Open ocean data is important because it allows different groups to work on the same reality. A researcher sees scientific material, a teacher gets the basis for a lesson, a museum can make a visual story, a journalist can check a claim, and a developer can build a tool or map. When access to data is open, the ocean agenda ceases to be a closed professional club.

But openness does not equal automatic understandability. Even good data often remains difficult to use externally. A set may have a complex license, unobvious restrictions, a technical format that is incomprehensible to a non-specialist, or metadata that requires separate translation into human language. So between “the data exists” and “society can use it” lies a lot of interpretation work.

This is where dataset cards, source registers, glossaries, notebooks, demo cards and neat public-facing briefs are especially important. They do not replace science, but create a bridge between a specialist and an external audience. Such a bridge is needed not only for education.
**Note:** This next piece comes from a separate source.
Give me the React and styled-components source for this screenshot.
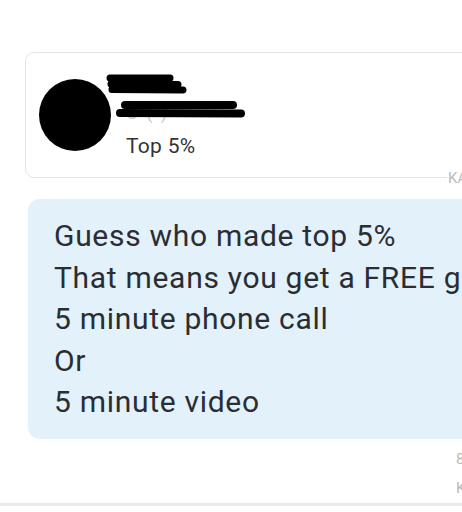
import React from 'react';
import styled, { createGlobalStyle } from 'styled-components';

const GlobalStyle = createGlobalStyle`
  html, body {
    margin: 0;
    padding: 0;
    background: #fff;
  }
  body {
    width: 462px;
    height: 512px;
    overflow: hidden;
    font-family: Roboto, "Noto Sans", Arial, sans-serif;
  }
`;

const Page = styled.div`
  padding-top: 52px;
  width: 462px;
  overflow: hidden;
`;

const CardRow = styled.div`
  position: relative;
  padding-left: 25px;
  height: 126px;
`;

const Card = styled.div`
  box-sizing: border-box;
  width: 480px;
  height: 126px;
  border: 1px solid #e4e4e4;
  border-radius: 9px;
  background: #fff;
  display: flex;
  align-items: flex-start;
  padding-left: 13px;
`;

const Avatar = styled.div`
  flex: none;
  width: 72px;
  height: 72px;
  margin-top: 26px;
  border-radius: 50%;
  background: #000;
`;

const Info = styled.div`
  margin-left: 15px;
  margin-top: 21px;
  display: flex;
  flex-direction: column;
`;

const Scribble = styled.svg`
  display: block;
  overflow: visible;
`;

const NameScribble = styled(Scribble)`
  margin-left: -20px;
`;

const Handle = styled.div`
  position: relative;
  height: 40px;
`;

const HandleText = styled.div`
  padding-top: 8px;
  font-size: 18px;
  line-height: 22px;
  color: #c9c9c9;
  letter-spacing: 2px;
`;

const HandleScribble = styled(Scribble)`
  position: absolute;
  top: 6px;
  left: -10px;
`;

const Rank = styled.div`
  font-size: 21px;
  line-height: 24px;
  letter-spacing: 0.3px;
  color: #333;
`;

const Stamp = styled.span`
  position: absolute;
  left: 447px;
  top: 119px;
  padding-left: 1px;
  background: #fff;
  font-size: 15px;
  line-height: 15px;
  color: #bababa;
  white-space: nowrap;
`;

const Bubble = styled.div`
  box-sizing: border-box;
  margin: 21px 0 0 28px;
  width: 480px;
  padding: 16px 0 16px 26px;
  border-radius: 12px;
  background: #e3f1fb;
  color: #2a2e33;
  font-size: 30px;
  line-height: 41.5px;
  letter-spacing: 0.7px;
  white-space: nowrap;
`;

const Meta = styled.div`
  margin-top: 6px;
  padding-left: 456px;
  font-size: 15px;
  line-height: 29px;
  color: #b8b8b8;
  white-space: nowrap;
`;

const Divider = styled.div`
  height: 3px;
  background: #e9e9e9;
`;

const lines = [
  'Guess who made top 5%',
  'That means you get a FREE gift',
  '5 minute phone call',
  'Or',
  '5 minute video',
];

export default function App() {
  return (
    <>
      <GlobalStyle />
      <Page>
        <CardRow>
          <Card>
            <Avatar />
            <Info>
              <NameScribble width="90" height="20" viewBox="0 0 90 20">
                <g stroke="#000" strokeWidth="7" strokeLinecap="round" fill="none">
                  <path d="M4 4 L64 4" />
                  <path d="M5 10 L72 10.5" />
                  <path d="M6 15.5 L77 16" />
                </g>
              </NameScribble>
              <Handle>
                <HandleText>C ( )</HandleText>
                <HandleScribble width="130" height="20" viewBox="0 0 130 20">
                  <g stroke="#000" strokeWidth="8" strokeLinecap="round" fill="none">
                    <path d="M9 5 L117 5" />
                    <path d="M4 13 L125 13.5" />
                  </g>
                </HandleScribble>
              </Handle>
              <Rank>Top 5%</Rank>
            </Info>
          </Card>
          <Stamp>KA</Stamp>
        </CardRow>
        <Bubble>
          {lines.map((l) => (
            <div key={l}>{l}</div>
          ))}
        </Bubble>
        <Meta>
          <div>8:12</div>
          <div>Kl</div>
        </Meta>
        <Divider />
      </Page>
    </>
  );
}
It is also needed for a more responsible conversation about risks, infrastructure, climate, coastal policy and conservation.

Open data also reduces the reliance on fancy but empty claims. If a project talks about the ocean, ocean protection, monitoring, or the blue economy, there must be a way to check what the wording is based on. Having an open source, date of access, description of restrictions and verification status makes public speech stronger and more honest.

For the Ocean Fund, open ocean data is more than just a technical resource. This is the basis for public trust, educational work and international cooperation. Through open data you can build maps, lectures, briefs, event materials, partnership proposals and research questions. They help connect ocean science to society without losing rigor.

In the future, the importance of this layer will only grow. As more satellite missions, sensor networks, undersea platforms, and global observation programs become available, the infrastructure that keeps us from drowning in the deluge of information will become more important. Society needs not just data portals, but clear navigation systems based on ocean data. The creation of such systems is no longer a secondary task, but part of modern oceanic culture.